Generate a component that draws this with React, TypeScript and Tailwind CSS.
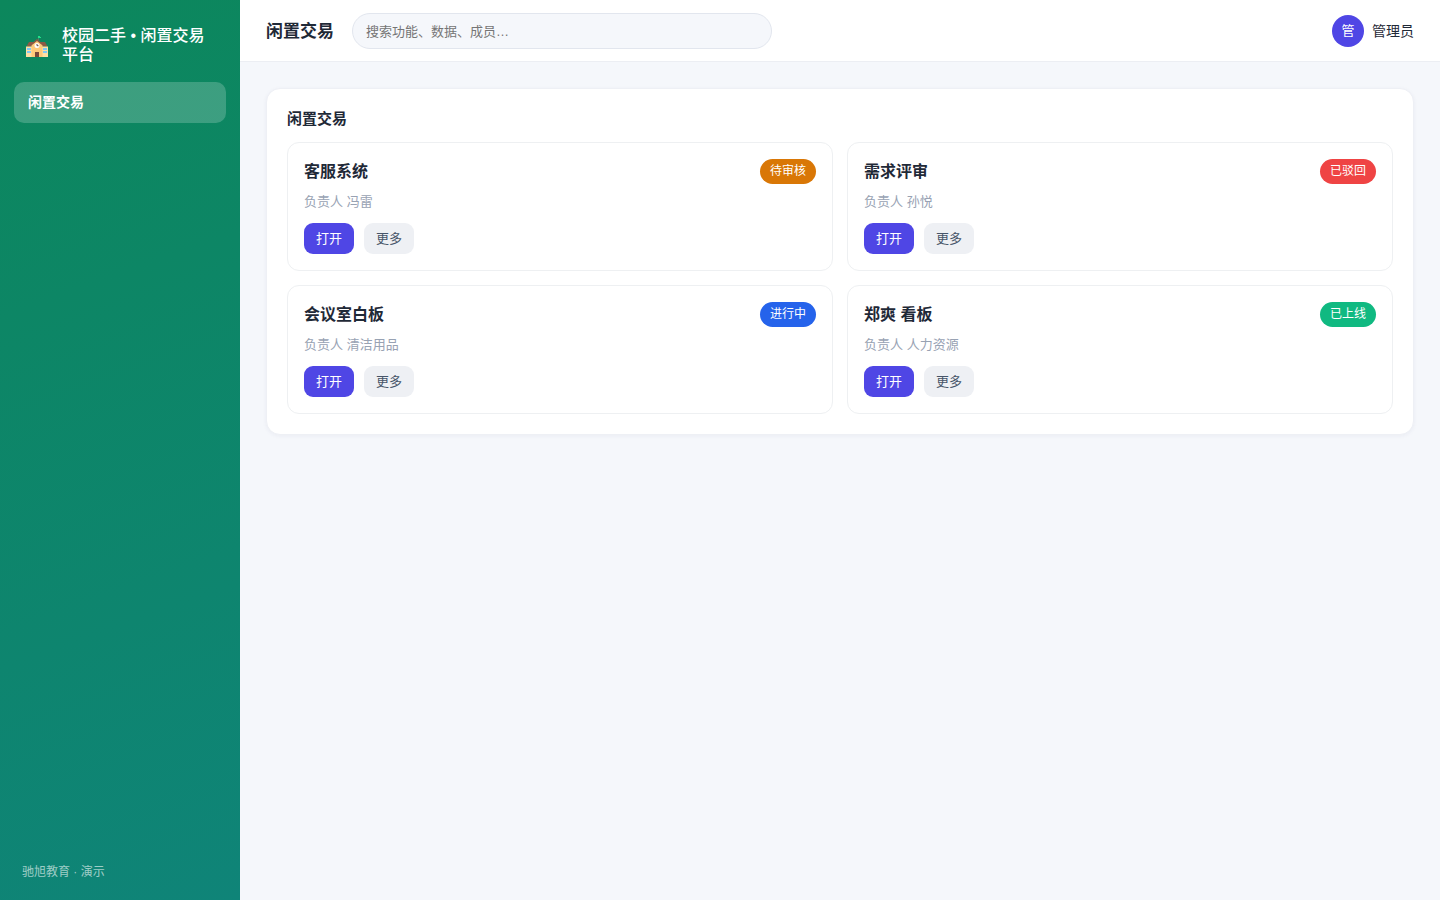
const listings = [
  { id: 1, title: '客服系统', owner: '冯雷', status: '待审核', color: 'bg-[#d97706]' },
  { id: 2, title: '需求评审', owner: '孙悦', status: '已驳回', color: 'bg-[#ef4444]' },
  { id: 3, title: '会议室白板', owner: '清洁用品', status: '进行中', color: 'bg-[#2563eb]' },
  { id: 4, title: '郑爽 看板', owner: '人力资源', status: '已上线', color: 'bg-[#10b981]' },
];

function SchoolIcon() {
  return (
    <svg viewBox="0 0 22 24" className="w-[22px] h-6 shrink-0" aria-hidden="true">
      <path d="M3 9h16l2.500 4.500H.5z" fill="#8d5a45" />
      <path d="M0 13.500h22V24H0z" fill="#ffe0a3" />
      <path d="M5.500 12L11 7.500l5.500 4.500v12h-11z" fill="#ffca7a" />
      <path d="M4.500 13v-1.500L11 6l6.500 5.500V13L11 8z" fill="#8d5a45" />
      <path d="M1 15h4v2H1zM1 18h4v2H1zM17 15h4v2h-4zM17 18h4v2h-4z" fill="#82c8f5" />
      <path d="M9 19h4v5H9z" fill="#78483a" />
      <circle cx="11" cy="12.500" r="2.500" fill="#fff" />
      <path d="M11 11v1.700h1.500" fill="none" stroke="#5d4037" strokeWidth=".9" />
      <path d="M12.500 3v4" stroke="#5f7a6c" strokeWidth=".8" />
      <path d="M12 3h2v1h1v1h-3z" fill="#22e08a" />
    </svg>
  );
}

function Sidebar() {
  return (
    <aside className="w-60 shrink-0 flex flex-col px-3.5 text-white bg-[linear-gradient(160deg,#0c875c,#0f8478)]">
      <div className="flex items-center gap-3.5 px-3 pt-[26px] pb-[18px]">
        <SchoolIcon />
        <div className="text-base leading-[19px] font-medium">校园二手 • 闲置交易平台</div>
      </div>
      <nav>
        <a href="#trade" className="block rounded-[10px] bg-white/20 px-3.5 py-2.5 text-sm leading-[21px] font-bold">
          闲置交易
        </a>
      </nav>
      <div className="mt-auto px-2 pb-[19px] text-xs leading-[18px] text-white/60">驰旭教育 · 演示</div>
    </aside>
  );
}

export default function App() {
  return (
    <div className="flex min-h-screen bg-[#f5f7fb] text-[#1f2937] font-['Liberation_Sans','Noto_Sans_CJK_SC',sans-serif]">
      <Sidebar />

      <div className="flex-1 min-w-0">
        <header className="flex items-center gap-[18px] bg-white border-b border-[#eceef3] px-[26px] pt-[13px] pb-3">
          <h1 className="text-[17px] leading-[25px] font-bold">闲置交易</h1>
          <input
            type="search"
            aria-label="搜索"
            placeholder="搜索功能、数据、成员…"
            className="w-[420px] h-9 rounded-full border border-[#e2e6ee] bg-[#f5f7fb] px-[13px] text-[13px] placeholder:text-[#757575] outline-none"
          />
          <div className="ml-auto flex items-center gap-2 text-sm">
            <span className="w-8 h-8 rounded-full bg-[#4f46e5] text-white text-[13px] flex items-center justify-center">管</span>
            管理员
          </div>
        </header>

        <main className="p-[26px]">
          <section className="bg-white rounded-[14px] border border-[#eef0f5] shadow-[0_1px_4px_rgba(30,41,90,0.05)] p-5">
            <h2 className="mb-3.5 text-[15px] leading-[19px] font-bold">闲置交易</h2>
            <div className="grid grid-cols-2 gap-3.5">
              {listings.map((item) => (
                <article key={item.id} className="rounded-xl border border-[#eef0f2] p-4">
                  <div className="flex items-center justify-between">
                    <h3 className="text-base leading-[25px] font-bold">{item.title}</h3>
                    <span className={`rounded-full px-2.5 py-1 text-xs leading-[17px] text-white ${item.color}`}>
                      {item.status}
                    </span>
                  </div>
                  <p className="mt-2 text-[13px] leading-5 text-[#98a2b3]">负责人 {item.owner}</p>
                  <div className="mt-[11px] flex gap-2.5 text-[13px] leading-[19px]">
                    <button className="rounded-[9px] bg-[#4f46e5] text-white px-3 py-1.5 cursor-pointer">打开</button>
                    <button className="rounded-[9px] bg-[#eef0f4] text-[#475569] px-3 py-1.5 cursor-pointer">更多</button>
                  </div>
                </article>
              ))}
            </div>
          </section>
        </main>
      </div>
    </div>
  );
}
━━━━━━━━━━━━━━━━━━━━
(WHAT TO DO): Omit every picture while copying the listing above exactly.

(THE RESULT):
Generate a component that draws this with React, TypeScript and Tailwind CSS.
const listings = [
  { id: 1, title: '客服系统', owner: '冯雷', status: '待审核', color: 'bg-[#d97706]' },
  { id: 2, title: '需求评审', owner: '孙悦', status: '已驳回', color: 'bg-[#ef4444]' },
  { id: 3, title: '会议室白板', owner: '清洁用品', status: '进行中', color: 'bg-[#2563eb]' },
  { id: 4, title: '郑爽 看板', owner: '人力资源', status: '已上线', color: 'bg-[#10b981]' },
];

function SchoolIcon() {
  return (
    <svg viewBox="0 0 22 24" className="w-[22px] h-6 shrink-0" aria-hidden="true">
      <path d="M3 9h16l2.500 4.500H.5z" fill="#8d5a45" />
      <path d="M0 13.500h22V24H0z" fill="#ffe0a3" />
      <path d="M5.500 12L11 7.500l5.500 4.500v12h-11z" fill="#ffca7a" />
      <path d="M4.500 13v-1.500L11 6l6.500 5.500V13L11 8z" fill="#8d5a45" />
      <path d="M1 15h4v2H1zM1 18h4v2H1zM17 15h4v2h-4zM17 18h4v2h-4z" fill="#82c8f5" />
      <path d="M9 19h4v5H9z" fill="#78483a" />
      <circle cx="11" cy="12.500" r="2.500" fill="#fff" />
      <path d="M11 11v1.700h1.500" fill="none" stroke="#5d4037" strokeWidth=".9" />
      <path d="M12.500 3v4" stroke="#5f7a6c" strokeWidth=".8" />
      <path d="M12 3h2v1h1v1h-3z" fill="#22e08a" />
    </svg>
  );
}

function Sidebar() {
  return (
    <aside className="w-60 shrink-0 flex flex-col px-3.5 text-white bg-[linear-gradient(160deg,#0c875c,#0f8478)]">
      <div className="flex items-center gap-3.5 px-3 pt-[26px] pb-[18px]">
        <SchoolIcon />
        <div className="text-base leading-[19px] font-medium">校园二手 • 闲置交易平台</div>
      </div>
      <nav>
        <a href="#trade" className="block rounded-[10px] bg-white/20 px-3.5 py-2.5 text-sm leading-[21px] font-bold">
          闲置交易
        </a>
      </nav>
      <div className="mt-auto px-2 pb-[19px] text-xs leading-[18px] text-white/60">驰旭教育 · 演示</div>
    </aside>
  );
}

export default function App() {
  return (
    <div className="flex min-h-screen bg-[#f5f7fb] text-[#1f2937] font-['Liberation_Sans','Noto_Sans_CJK_SC',sans-serif]">
      <Sidebar />

      <div className="flex-1 min-w-0">
        <header className="flex items-center gap-[18px] bg-white border-b border-[#eceef3] px-[26px] pt-[13px] pb-3">
          <h1 className="text-[17px] leading-[25px] font-bold">闲置交易</h1>
          <input
            type="search"
            aria-label="搜索"
            placeholder="搜索功能、数据、成员…"
            className="w-[420px] h-9 rounded-full border border-[#e2e6ee] bg-[#f5f7fb] px-[13px] text-[13px] placeholder:text-[#757575] outline-none"
          />
          <div className="ml-auto flex items-center gap-2 text-sm">
            <span className="w-8 h-8 rounded-full bg-[#4f46e5] text-white text-[13px] flex items-center justify-center">管</span>
            管理员
          </div>
        </header>

        <main className="p-[26px]">
          <section className="bg-white rounded-[14px] border border-[#eef0f5] shadow-[0_1px_4px_rgba(30,41,90,0.05)] p-5">
            <h2 className="mb-3.5 text-[15px] leading-[19px] font-bold">闲置交易</h2>
            <div className="grid grid-cols-2 gap-3.5">
              {listings.map((item) => (
                <article key={item.id} className="rounded-xl border border-[#eef0f2] p-4">
                  <div className="flex items-center justify-between">
                    <h3 className="text-base leading-[25px] font-bold">{item.title}</h3>
                    <span className={`rounded-full px-2.5 py-1 text-xs leading-[17px] text-white ${item.color}`}>
                      {item.status}
                    </span>
                  </div>
                  <p className="mt-2 text-[13px] leading-5 text-[#98a2b3]">负责人 {item.owner}</p>
                  <div className="mt-[11px] flex gap-2.5 text-[13px] leading-[19px]">
                    <button className="rounded-[9px] bg-[#4f46e5] text-white px-3 py-1.5 cursor-pointer">打开</button>
                    <button className="rounded-[9px] bg-[#eef0f4] text-[#475569] px-3 py-1.5 cursor-pointer">更多</button>
                  </div>
                </article>
              ))}
            </div>
          </section>
        </main>
      </div>
    </div>
  );
}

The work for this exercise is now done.